Bill built respected nonprofit and conservation law practices at private firms in San Francisco, including Howard Rice, and Coblentz, Patch, Duffy & Bass, and was a cofounder of Conservation Partners, LLP. He served as General Counsel to the Tides Foundation, The Energy Foundation, and the Trust for Public Land. He was a founding trustee of Conservation International, and a director of Ecotrust, CoEvolution Institute, Pacific Forest Trust, and the Schools of the Sacred Heart. Students, colleagues, and clients valued his steady guidance and generous pro bono counsel.
A proud son of the Motor City, he loved cars, classic jazz, the American Songbook, and the Detroit Tigers. He was an avid sports fan, often at the center of "March Madness" brackets. His creativity was a latent force, and graced us through his love of language, beautiful singing voice, serialized children's stories told over months and years, and infamous colorful characters invented for his legal problem sets.

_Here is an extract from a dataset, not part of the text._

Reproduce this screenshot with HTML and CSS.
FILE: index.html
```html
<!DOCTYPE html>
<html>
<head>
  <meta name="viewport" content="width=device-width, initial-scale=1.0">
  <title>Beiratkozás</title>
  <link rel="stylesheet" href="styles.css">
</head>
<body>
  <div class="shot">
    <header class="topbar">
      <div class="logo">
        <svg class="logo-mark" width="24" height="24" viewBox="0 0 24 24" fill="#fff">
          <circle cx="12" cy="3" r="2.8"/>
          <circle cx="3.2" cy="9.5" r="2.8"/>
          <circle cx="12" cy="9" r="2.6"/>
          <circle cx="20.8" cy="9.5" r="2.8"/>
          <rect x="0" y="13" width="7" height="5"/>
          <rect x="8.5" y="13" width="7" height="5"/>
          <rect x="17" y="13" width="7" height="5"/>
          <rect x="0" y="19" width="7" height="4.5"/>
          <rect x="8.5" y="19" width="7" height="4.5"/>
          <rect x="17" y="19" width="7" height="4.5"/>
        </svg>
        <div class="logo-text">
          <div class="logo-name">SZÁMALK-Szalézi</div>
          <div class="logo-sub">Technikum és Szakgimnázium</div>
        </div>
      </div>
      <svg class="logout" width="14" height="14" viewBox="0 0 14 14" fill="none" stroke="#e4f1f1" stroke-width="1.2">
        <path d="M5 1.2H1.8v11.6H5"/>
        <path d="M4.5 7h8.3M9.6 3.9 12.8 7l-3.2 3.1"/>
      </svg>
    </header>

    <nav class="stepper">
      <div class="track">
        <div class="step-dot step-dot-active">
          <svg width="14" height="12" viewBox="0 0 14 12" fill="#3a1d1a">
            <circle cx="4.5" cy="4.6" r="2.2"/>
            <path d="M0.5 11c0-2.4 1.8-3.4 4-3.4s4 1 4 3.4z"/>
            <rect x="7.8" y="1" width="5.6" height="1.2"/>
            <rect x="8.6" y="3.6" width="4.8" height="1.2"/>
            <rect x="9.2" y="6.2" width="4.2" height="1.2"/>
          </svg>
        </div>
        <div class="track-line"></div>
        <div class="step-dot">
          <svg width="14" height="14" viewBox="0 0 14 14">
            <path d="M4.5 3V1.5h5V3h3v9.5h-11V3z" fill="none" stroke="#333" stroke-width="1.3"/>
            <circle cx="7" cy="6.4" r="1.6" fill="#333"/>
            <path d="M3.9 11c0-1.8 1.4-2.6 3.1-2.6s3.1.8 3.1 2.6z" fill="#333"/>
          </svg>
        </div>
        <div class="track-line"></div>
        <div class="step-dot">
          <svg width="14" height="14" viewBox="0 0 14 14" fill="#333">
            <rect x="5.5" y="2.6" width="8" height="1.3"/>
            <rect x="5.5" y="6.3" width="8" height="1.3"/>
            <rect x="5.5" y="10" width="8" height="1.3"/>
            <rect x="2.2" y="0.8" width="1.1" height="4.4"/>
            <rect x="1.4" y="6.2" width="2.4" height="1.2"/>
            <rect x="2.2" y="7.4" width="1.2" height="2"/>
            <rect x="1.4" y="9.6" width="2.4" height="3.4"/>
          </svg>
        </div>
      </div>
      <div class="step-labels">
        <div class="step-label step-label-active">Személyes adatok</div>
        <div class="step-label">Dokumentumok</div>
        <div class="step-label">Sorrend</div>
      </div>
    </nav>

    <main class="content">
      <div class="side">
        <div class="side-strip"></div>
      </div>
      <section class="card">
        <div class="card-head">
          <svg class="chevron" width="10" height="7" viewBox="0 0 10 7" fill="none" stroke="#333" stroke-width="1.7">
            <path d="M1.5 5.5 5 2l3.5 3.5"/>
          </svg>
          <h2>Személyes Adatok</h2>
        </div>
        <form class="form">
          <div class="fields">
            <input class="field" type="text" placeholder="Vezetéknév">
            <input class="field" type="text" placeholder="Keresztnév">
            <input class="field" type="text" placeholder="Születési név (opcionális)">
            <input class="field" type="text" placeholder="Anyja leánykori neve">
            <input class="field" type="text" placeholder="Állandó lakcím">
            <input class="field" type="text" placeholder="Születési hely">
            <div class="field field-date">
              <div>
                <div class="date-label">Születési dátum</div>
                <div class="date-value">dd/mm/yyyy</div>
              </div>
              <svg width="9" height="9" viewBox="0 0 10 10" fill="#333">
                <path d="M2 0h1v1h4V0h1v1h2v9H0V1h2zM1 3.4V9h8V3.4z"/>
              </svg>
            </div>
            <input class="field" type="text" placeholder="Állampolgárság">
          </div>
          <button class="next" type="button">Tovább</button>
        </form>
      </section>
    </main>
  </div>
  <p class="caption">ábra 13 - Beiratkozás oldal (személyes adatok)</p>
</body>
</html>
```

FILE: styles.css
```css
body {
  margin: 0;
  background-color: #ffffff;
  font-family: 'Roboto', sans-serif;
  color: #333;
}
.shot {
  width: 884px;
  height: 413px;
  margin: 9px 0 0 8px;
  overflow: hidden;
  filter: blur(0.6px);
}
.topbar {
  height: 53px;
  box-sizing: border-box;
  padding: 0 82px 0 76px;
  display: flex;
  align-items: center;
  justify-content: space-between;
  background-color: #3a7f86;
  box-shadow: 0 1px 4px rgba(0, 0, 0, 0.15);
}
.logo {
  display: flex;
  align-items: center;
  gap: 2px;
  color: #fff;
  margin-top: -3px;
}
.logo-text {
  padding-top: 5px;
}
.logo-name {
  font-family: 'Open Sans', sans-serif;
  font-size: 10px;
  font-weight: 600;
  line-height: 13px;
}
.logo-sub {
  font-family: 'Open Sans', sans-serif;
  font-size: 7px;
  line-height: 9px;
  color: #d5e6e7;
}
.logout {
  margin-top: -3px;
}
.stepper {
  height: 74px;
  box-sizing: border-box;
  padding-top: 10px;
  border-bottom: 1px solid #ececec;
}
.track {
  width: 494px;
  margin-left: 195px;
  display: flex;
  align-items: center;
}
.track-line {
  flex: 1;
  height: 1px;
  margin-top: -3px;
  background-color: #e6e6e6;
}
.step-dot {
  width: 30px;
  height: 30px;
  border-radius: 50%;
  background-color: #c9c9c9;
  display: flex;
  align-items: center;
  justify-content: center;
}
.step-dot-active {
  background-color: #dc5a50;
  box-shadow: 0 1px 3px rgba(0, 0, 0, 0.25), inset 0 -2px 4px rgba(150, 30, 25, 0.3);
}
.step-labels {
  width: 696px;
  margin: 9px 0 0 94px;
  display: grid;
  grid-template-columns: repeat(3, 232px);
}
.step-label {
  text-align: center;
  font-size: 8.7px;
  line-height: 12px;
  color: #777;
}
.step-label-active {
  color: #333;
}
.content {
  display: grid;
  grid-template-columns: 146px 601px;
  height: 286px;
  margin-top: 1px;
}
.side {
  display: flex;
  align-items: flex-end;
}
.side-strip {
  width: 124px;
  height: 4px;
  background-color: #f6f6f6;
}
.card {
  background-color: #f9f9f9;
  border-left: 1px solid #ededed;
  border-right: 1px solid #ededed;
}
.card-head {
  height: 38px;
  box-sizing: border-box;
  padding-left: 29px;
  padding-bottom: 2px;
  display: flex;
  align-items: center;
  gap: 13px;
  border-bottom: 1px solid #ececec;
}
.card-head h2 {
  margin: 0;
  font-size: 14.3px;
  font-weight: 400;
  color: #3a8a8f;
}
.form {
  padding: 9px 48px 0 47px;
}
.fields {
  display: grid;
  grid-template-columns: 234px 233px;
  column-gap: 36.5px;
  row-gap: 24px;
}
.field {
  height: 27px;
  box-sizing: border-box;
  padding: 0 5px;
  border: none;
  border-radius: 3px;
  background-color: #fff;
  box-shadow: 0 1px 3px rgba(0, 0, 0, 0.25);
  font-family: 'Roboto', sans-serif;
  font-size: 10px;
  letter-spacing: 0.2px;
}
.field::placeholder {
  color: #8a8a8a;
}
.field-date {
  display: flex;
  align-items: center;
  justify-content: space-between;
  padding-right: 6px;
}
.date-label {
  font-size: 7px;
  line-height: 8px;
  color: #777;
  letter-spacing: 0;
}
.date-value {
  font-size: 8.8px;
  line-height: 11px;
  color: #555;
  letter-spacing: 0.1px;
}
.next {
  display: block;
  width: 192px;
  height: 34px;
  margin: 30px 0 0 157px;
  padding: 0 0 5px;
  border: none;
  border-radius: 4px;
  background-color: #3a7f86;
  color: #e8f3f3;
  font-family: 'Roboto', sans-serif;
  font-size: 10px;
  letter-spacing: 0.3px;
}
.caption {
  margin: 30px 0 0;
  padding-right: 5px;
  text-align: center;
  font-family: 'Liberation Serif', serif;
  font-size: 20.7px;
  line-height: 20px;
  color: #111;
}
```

He spent significant blocks of time chasing trout on the banks of the Delaware River, near the Catskills, and in Ennis, Montana, on the Madison River. He had a special and deep connection to Montana's wild beauty and former "reasonable and prudent" speed limit and took great joy in the promise of an open road.
He is survived by his daughter Terrel Hutton, son-in-law Tom Hicks, grandchildren Carson and Trevor Hicks, sister Arlene Matzkin (Don), nephews Zachary and Aaron Matzkin and their families, former wife Lynda Hutton, and many friends, students and colleagues. He was preceded in death by his son Billy Hutton.
Bill was a quiet giant who left a legacy that has inspired countless individuals and organizations. His presence, friendship and counsel are deeply missed.